Borrowers Stick with Safe and Steady Mortgages

Homeowners are turning almost exclusively to fixed rate loans for their refinance needs, according to new data from mortgage finance company Freddie Mac. Of all the refinance loans made in the first quarter of 2012, 95 percent of them were fixed rate mortgages, indicating borrowers desire for security and the attractiveness of long-term interest rates right now.

Those who already had a hybrid adjustable rate mortgage (ARM) tended to feel a bit more comfortable sticking with them, but still largely gave up ARMs for the consistency of fixed rate loans. Of those with hybrid ARMs who refinanced in the first quarter, 68 percent opted for a fixed rate mortgage, while 32 percent remained with an ARM product.

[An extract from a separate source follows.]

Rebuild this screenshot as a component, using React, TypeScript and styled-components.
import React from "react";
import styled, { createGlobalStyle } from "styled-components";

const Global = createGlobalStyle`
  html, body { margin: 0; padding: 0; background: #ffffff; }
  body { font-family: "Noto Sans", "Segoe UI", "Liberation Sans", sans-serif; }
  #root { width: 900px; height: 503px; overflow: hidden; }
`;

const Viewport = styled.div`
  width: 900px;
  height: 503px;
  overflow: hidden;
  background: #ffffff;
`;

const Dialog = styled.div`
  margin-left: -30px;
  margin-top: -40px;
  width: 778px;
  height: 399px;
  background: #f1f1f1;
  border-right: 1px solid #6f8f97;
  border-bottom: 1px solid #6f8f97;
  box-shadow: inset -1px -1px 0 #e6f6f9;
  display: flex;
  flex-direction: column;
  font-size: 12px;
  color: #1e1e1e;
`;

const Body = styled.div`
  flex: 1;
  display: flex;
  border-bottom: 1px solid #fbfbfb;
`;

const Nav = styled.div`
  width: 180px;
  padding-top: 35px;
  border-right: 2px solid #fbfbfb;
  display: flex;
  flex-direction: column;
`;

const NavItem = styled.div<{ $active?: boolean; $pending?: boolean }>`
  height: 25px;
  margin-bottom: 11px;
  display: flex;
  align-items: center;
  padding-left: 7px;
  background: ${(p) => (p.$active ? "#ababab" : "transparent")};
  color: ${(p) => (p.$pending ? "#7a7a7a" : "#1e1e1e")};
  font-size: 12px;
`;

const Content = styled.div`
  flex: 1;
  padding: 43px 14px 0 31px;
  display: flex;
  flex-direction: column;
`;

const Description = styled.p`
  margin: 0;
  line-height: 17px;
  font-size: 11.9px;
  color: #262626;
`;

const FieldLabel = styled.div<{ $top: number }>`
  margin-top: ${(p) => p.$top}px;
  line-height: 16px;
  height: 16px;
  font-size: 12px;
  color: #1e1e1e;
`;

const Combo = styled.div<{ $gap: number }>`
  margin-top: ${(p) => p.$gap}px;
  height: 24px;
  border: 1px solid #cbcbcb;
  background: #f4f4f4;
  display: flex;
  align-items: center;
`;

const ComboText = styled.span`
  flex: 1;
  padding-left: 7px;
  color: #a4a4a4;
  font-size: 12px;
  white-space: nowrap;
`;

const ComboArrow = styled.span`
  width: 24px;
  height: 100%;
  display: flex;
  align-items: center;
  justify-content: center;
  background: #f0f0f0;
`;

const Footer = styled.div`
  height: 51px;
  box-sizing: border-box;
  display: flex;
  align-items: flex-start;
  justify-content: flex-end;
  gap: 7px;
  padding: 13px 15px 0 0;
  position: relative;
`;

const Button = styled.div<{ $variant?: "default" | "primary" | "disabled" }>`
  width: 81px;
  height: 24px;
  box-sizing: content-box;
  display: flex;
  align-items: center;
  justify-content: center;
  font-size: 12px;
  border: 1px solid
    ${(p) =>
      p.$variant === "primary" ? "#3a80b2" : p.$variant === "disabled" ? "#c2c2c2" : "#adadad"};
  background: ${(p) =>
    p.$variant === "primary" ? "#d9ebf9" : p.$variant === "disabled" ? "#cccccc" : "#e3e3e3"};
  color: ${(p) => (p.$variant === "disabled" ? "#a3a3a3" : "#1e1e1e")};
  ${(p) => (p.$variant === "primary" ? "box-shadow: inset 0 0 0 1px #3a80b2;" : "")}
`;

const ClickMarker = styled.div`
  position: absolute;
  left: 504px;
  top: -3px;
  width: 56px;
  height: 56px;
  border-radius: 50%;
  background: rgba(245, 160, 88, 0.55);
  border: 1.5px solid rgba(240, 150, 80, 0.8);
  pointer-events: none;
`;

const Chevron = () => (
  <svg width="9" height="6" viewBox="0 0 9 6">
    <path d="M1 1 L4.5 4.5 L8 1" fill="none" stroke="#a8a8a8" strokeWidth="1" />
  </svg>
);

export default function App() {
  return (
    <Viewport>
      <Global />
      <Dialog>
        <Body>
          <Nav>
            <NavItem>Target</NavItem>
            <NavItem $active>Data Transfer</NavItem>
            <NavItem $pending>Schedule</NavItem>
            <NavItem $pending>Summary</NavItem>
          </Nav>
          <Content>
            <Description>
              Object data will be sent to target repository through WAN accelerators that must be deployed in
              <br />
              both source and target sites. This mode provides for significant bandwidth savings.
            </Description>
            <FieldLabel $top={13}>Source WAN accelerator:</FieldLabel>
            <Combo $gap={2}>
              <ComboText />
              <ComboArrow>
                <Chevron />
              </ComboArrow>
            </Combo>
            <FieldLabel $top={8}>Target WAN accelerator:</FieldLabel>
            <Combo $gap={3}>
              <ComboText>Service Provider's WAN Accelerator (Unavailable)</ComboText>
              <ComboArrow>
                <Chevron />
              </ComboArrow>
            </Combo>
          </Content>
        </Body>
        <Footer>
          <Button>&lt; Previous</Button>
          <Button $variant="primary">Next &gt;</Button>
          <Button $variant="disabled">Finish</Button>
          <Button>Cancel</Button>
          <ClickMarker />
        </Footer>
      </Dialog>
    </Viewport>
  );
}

These numbers are dramatically different from the housing boom, when ARMs where extremely popular and the only affordable option for many. Record low rates are making fixed rate loans and even shorter term loans a nice choice for many now though. Out of all the borrowers who refinanced in the first quarter 31 percent chose to reduce their loan term from 30 years down to 20-year, 15-year, or shorter term loans.

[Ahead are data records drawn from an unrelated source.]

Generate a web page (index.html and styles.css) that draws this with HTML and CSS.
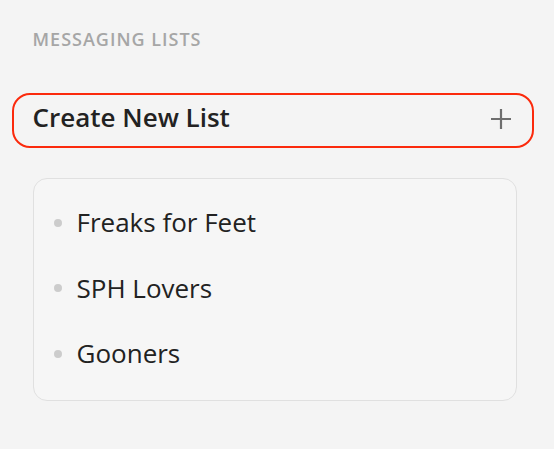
FILE: index.html
```html
<!DOCTYPE html>
<html lang="en">
<head>
<meta charset="utf-8">
<title>Messaging Lists</title>
<link rel="stylesheet" href="styles.css">
</head>
<body>
  <main class="panel">
    <h2 class="section-title">MESSAGING LISTS</h2>
    <button class="create-btn" type="button">
      <span class="create-label">Create New List</span>
      <svg class="plus" width="20" height="20" viewBox="0 0 20 20" aria-hidden="true">
        <path d="M10 0V20M0 10H20" stroke="#6e6e6e" stroke-width="2.2" fill="none"/>
      </svg>
    </button>
    <ul class="list-card">
      <li class="list-item"><span class="dot"></span><span class="item-label">Freaks for Feet</span></li>
      <li class="list-item"><span class="dot"></span><span class="item-label">SPH Lovers</span></li>
      <li class="list-item"><span class="dot"></span><span class="item-label">Gooners</span></li>
    </ul>
  </main>
</body>
</html>
```
FILE: styles.css
```css
* { box-sizing: border-box; }
html, body {
  margin: 0;
  padding: 0;
  background: #f4f4f4;
}
body {
  font-family: "Open Sans", "Noto Sans", sans-serif;
  color: #222222;
}
.panel {
  display: flex;
  flex-direction: column;
  padding: 27px 20px 0 12px;
}
.section-title {
  margin: 0 0 42px 20.5px;
  font-size: 18px;
  line-height: 24px;
  font-weight: 600;
  color: #a6a6a6;
  letter-spacing: 1px;
}
.create-btn {
  display: flex;
  align-items: center;
  justify-content: space-between;
  width: 100%;
  margin: 0;
  padding: 5px 21px 11px 18.5px;
  border: 2px solid #fb2a0c;
  border-radius: 18px;
  background: transparent;
  font-family: inherit;
  text-align: left;
  cursor: pointer;
}
.create-label {
  font-size: 26px;
  line-height: 35px;
  font-weight: 600;
  color: #222222;
}
.plus {
  display: block;
  margin-top: 2px;
}
.list-card {
  list-style: none;
  margin: 30px 17px 0 21px;
  padding: 26.3px 19.5px 28.7px;
  display: flex;
  flex-direction: column;
  gap: 30.5px;
  background: #f6f6f6;
  border: 1px solid #e0e0e0;
  border-radius: 14px;
}
.list-item {
  display: flex;
  align-items: center;
  gap: 15px;
}
.dot {
  width: 8px;
  height: 8px;
  border-radius: 50%;
  background: #cccccc;
  flex: none;
}
.item-label {
  font-size: 26px;
  line-height: 35px;
  color: #222222;
}
```
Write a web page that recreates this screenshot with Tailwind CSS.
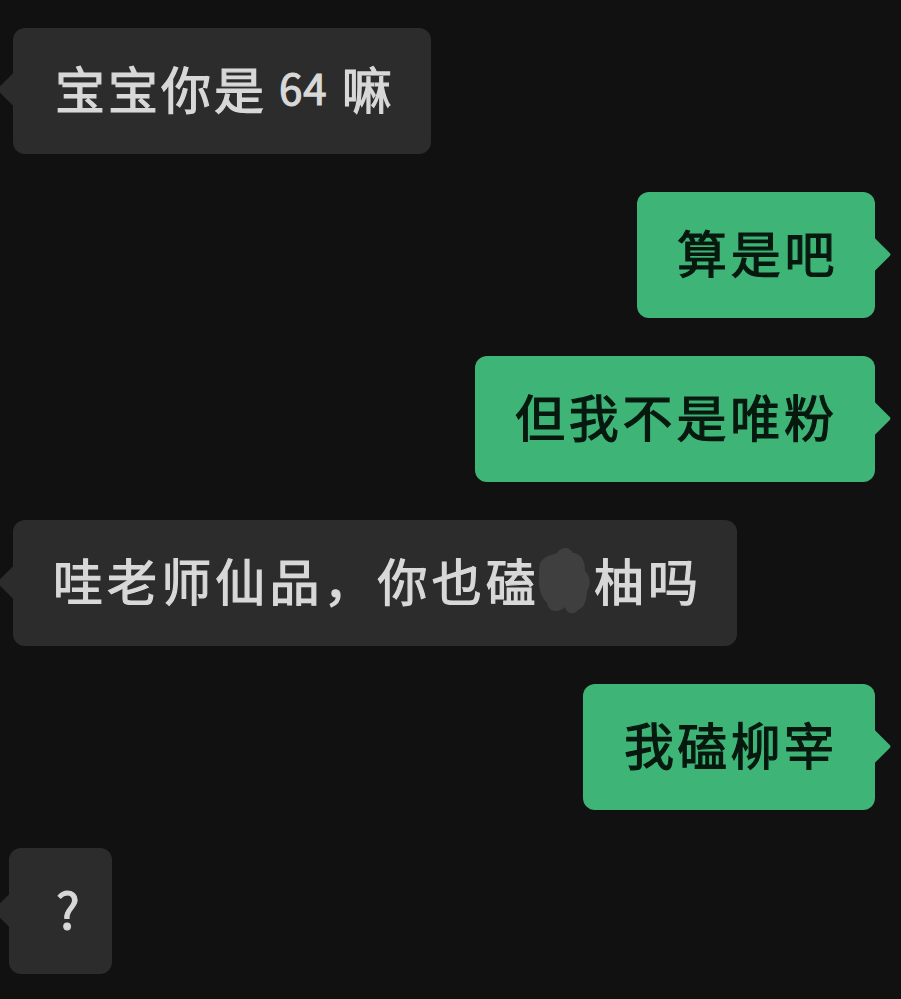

“Compared to a 30-year fixed-rate mortgage, the interest rate on a 15-year fixed was about three-quarters of a percentage point lower during the first quarter,” said Freddie Mac vice president and chief economist Frank Nothaft in a press release. “For borrowers motivated to refinance by low fixed-rates, they could obtain even lower rates by shortening their term. Further, under the enhanced Home Affordable Refinance Program-HARP-announced by FHFA on October 24, 2011, certain risk-based fees are waived for HARP borrowers who refinance into shorter-term loans.”

He added,

“Fixed mortgage rates averaged 3.92 percent for 30-year loans and 3.19 percent for 15-year product during the first quarter in Freddie Mac’s Primary Mortgage Market Survey®, well below long-term averages. The Bureau of Economic Analysis has estimated the average coupon on single-family loans was about 5.1 percent during the first quarter of 2012. It’s no wonder we continue to see strong refinance activity into fixed-rate loans.”